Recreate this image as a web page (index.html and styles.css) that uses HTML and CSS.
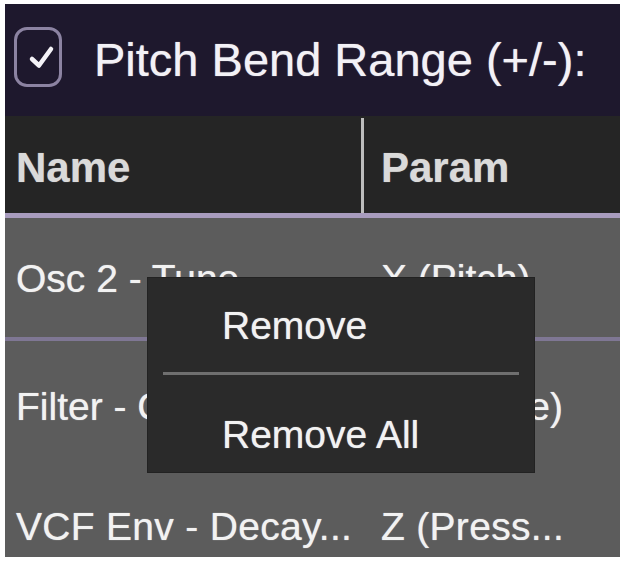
FILE: index.html
```html
<!DOCTYPE html>
<html lang="en">
<head>
  <meta charset="UTF-8" />
  <title>MPE Mapping</title>
  <link rel="stylesheet" href="styles.css">
</head>
<body>
  <div class="panel">
    <header class="top">
      <span class="checkbox">
        <svg viewBox="0 0 48 60" width="48" height="60">
          <path d="M18 32 L25 38.5 L37 22" fill="none" stroke="#f4f2f7" stroke-width="4.5" stroke-linecap="round" stroke-linejoin="round"/>
        </svg>
      </span>
      <span class="title">Pitch Bend Range (+/-):</span>
    </header>

    <div class="table">
      <div class="thead">
        <div class="cell name">Name</div>
        <div class="divider"></div>
        <div class="cell param">Param</div>
      </div>
      <div class="row first">
        <div class="cell name">Osc 2 - Tune</div>
        <div class="cell param">X (Pitch)</div>
      </div>
      <div class="row sep">
        <div class="cell name">Filter - Cutoff</div>
        <div class="cell param">Y (Timbre)</div>
      </div>
      <div class="row plain">
        <div class="cell name">VCF Env - Decay...</div>
        <div class="cell param">Z (Press...</div>
      </div>
    </div>

    <div class="menu">
      <div class="menu-item">Remove</div>
      <div class="menu-sep"></div>
      <div class="menu-item last">Remove All</div>
    </div>
  </div>
</body>
</html>
```

FILE: styles.css
```css
html, body {
  margin: 0;
  background: #fff;
  font-family: 'Liberation Sans', Arial, sans-serif;
}
.panel {
  position: relative;
  margin: 4px 0 0 5px;
  width: 615px;
  height: 553px;
  overflow: hidden;
  background: #5c5c5c;
}
.top {
  display: flex;
  align-items: flex-start;
  height: 112px;
  padding: 23px 0 0 9px;
  box-sizing: border-box;
  background: #1e182d;
}
.checkbox {
  width: 48px;
  height: 60px;
  box-sizing: border-box;
  border: 3px solid #8c83a2;
  border-radius: 13px;
  position: relative;
}
.checkbox svg {
  position: absolute;
  left: -3px;
  top: -3px;
}
.title {
  margin: 9px 0 0 32px;
  font-size: 47px;
  line-height: 47px;
  color: #f3f1f6;
  white-space: nowrap;
  text-shadow: 0 0 1px rgba(255, 255, 255, 0.7);
}
.thead {
  display: grid;
  grid-template-columns: 356px 3px 1fr;
  height: 97px;
  background: #252525;
  border-bottom: 5px solid #a89cbe;
}
.thead .cell {
  padding-top: 31px;
  font-size: 42px;
  line-height: 42px;
  font-weight: bold;
  color: #dadada;
  text-shadow: 0 0 1px rgba(255, 255, 255, 0.5);
}
.divider {
  margin-top: 2px;
  background: #bdbdbd;
}
.cell.name {
  padding-left: 11px;
  white-space: nowrap;
}
.cell.param {
  padding-left: 17px;
  white-space: nowrap;
}
.row {
  display: grid;
  grid-template-columns: 359px 1fr;
  height: 120px;
  box-sizing: border-box;
  padding-top: 42px;
  font-size: 39px;
  line-height: 39px;
  color: #f2f2f2;
  text-shadow: 0 0 1px rgba(255, 255, 255, 0.7);
}
.row.first {
  height: 119px;
  padding-top: 41px;
}
.row.sep {
  border-top: 4px solid #7f7794;
  height: 124px;
  padding-top: 46px;
}
.row.plain {
  border-top: 4px solid #5c5c5c;
  height: 124px;
  padding-top: 42px;
  letter-spacing: 0.3px;
}
.menu {
  position: absolute;
  left: 142px;
  top: 273px;
  width: 388px;
  height: 196px;
  box-sizing: border-box;
  padding-top: 28px;
  background: #2a2a2a;
  border: 1px solid #222;
}
.menu-item {
  padding-left: 74px;
  font-size: 39px;
  line-height: 39px;
  color: #f2f2f2;
  text-shadow: 0 0 1px rgba(255, 255, 255, 0.7);
}
.menu-sep {
  height: 3px;
  margin: 27px 15px 40px 15px;
  background: #6f6f6f;
}
```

^^^^

**PROBLEM REQUIREMENTS:** Restate the full listing verbatim and drop every picture.

**RESULT FOR THIS EXERCISE:**
Recreate this image as a web page (index.html and styles.css) that uses HTML and CSS.
FILE: index.html
```html
<!DOCTYPE html>
<html lang="en">
<head>
  <meta charset="UTF-8" />
  <title>MPE Mapping</title>
  <link rel="stylesheet" href="styles.css">
</head>
<body>
  <div class="panel">
    <header class="top">
      <span class="checkbox">
        <svg viewBox="0 0 48 60" width="48" height="60">
          <path d="M18 32 L25 38.5 L37 22" fill="none" stroke="#f4f2f7" stroke-width="4.5" stroke-linecap="round" stroke-linejoin="round"/>
        </svg>
      </span>
      <span class="title">Pitch Bend Range (+/-):</span>
    </header>

    <div class="table">
      <div class="thead">
        <div class="cell name">Name</div>
        <div class="divider"></div>
        <div class="cell param">Param</div>
      </div>
      <div class="row first">
        <div class="cell name">Osc 2 - Tune</div>
        <div class="cell param">X (Pitch)</div>
      </div>
      <div class="row sep">
        <div class="cell name">Filter - Cutoff</div>
        <div class="cell param">Y (Timbre)</div>
      </div>
      <div class="row plain">
        <div class="cell name">VCF Env - Decay...</div>
        <div class="cell param">Z (Press...</div>
      </div>
    </div>

    <div class="menu">
      <div class="menu-item">Remove</div>
      <div class="menu-sep"></div>
      <div class="menu-item last">Remove All</div>
    </div>
  </div>
</body>
</html>
```

FILE: styles.css
```css
html, body {
  margin: 0;
  background: #fff;
  font-family: 'Liberation Sans', Arial, sans-serif;
}
.panel {
  position: relative;
  margin: 4px 0 0 5px;
  width: 615px;
  height: 553px;
  overflow: hidden;
  background: #5c5c5c;
}
.top {
  display: flex;
  align-items: flex-start;
  height: 112px;
  padding: 23px 0 0 9px;
  box-sizing: border-box;
  background: #1e182d;
}
.checkbox {
  width: 48px;
  height: 60px;
  box-sizing: border-box;
  border: 3px solid #8c83a2;
  border-radius: 13px;
  position: relative;
}
.checkbox svg {
  position: absolute;
  left: -3px;
  top: -3px;
}
.title {
  margin: 9px 0 0 32px;
  font-size: 47px;
  line-height: 47px;
  color: #f3f1f6;
  white-space: nowrap;
  text-shadow: 0 0 1px rgba(255, 255, 255, 0.7);
}
.thead {
  display: grid;
  grid-template-columns: 356px 3px 1fr;
  height: 97px;
  background: #252525;
  border-bottom: 5px solid #a89cbe;
}
.thead .cell {
  padding-top: 31px;
  font-size: 42px;
  line-height: 42px;
  font-weight: bold;
  color: #dadada;
  text-shadow: 0 0 1px rgba(255, 255, 255, 0.5);
}
.divider {
  margin-top: 2px;
  background: #bdbdbd;
}
.cell.name {
  padding-left: 11px;
  white-space: nowrap;
}
.cell.param {
  padding-left: 17px;
  white-space: nowrap;
}
.row {
  display: grid;
  grid-template-columns: 359px 1fr;
  height: 120px;
  box-sizing: border-box;
  padding-top: 42px;
  font-size: 39px;
  line-height: 39px;
  color: #f2f2f2;
  text-shadow: 0 0 1px rgba(255, 255, 255, 0.7);
}
.row.first {
  height: 119px;
  padding-top: 41px;
}
.row.sep {
  border-top: 4px solid #7f7794;
  height: 124px;
  padding-top: 46px;
}
.row.plain {
  border-top: 4px solid #5c5c5c;
  height: 124px;
  padding-top: 42px;
  letter-spacing: 0.3px;
}
.menu {
  position: absolute;
  left: 142px;
  top: 273px;
  width: 388px;
  height: 196px;
  box-sizing: border-box;
  padding-top: 28px;
  background: #2a2a2a;
  border: 1px solid #222;
}
.menu-item {
  padding-left: 74px;
  font-size: 39px;
  line-height: 39px;
  color: #f2f2f2;
  text-shadow: 0 0 1px rgba(255, 255, 255, 0.7);
}
.menu-sep {
  height: 3px;
  margin: 27px 15px 40px 15px;
  background: #6f6f6f;
}
```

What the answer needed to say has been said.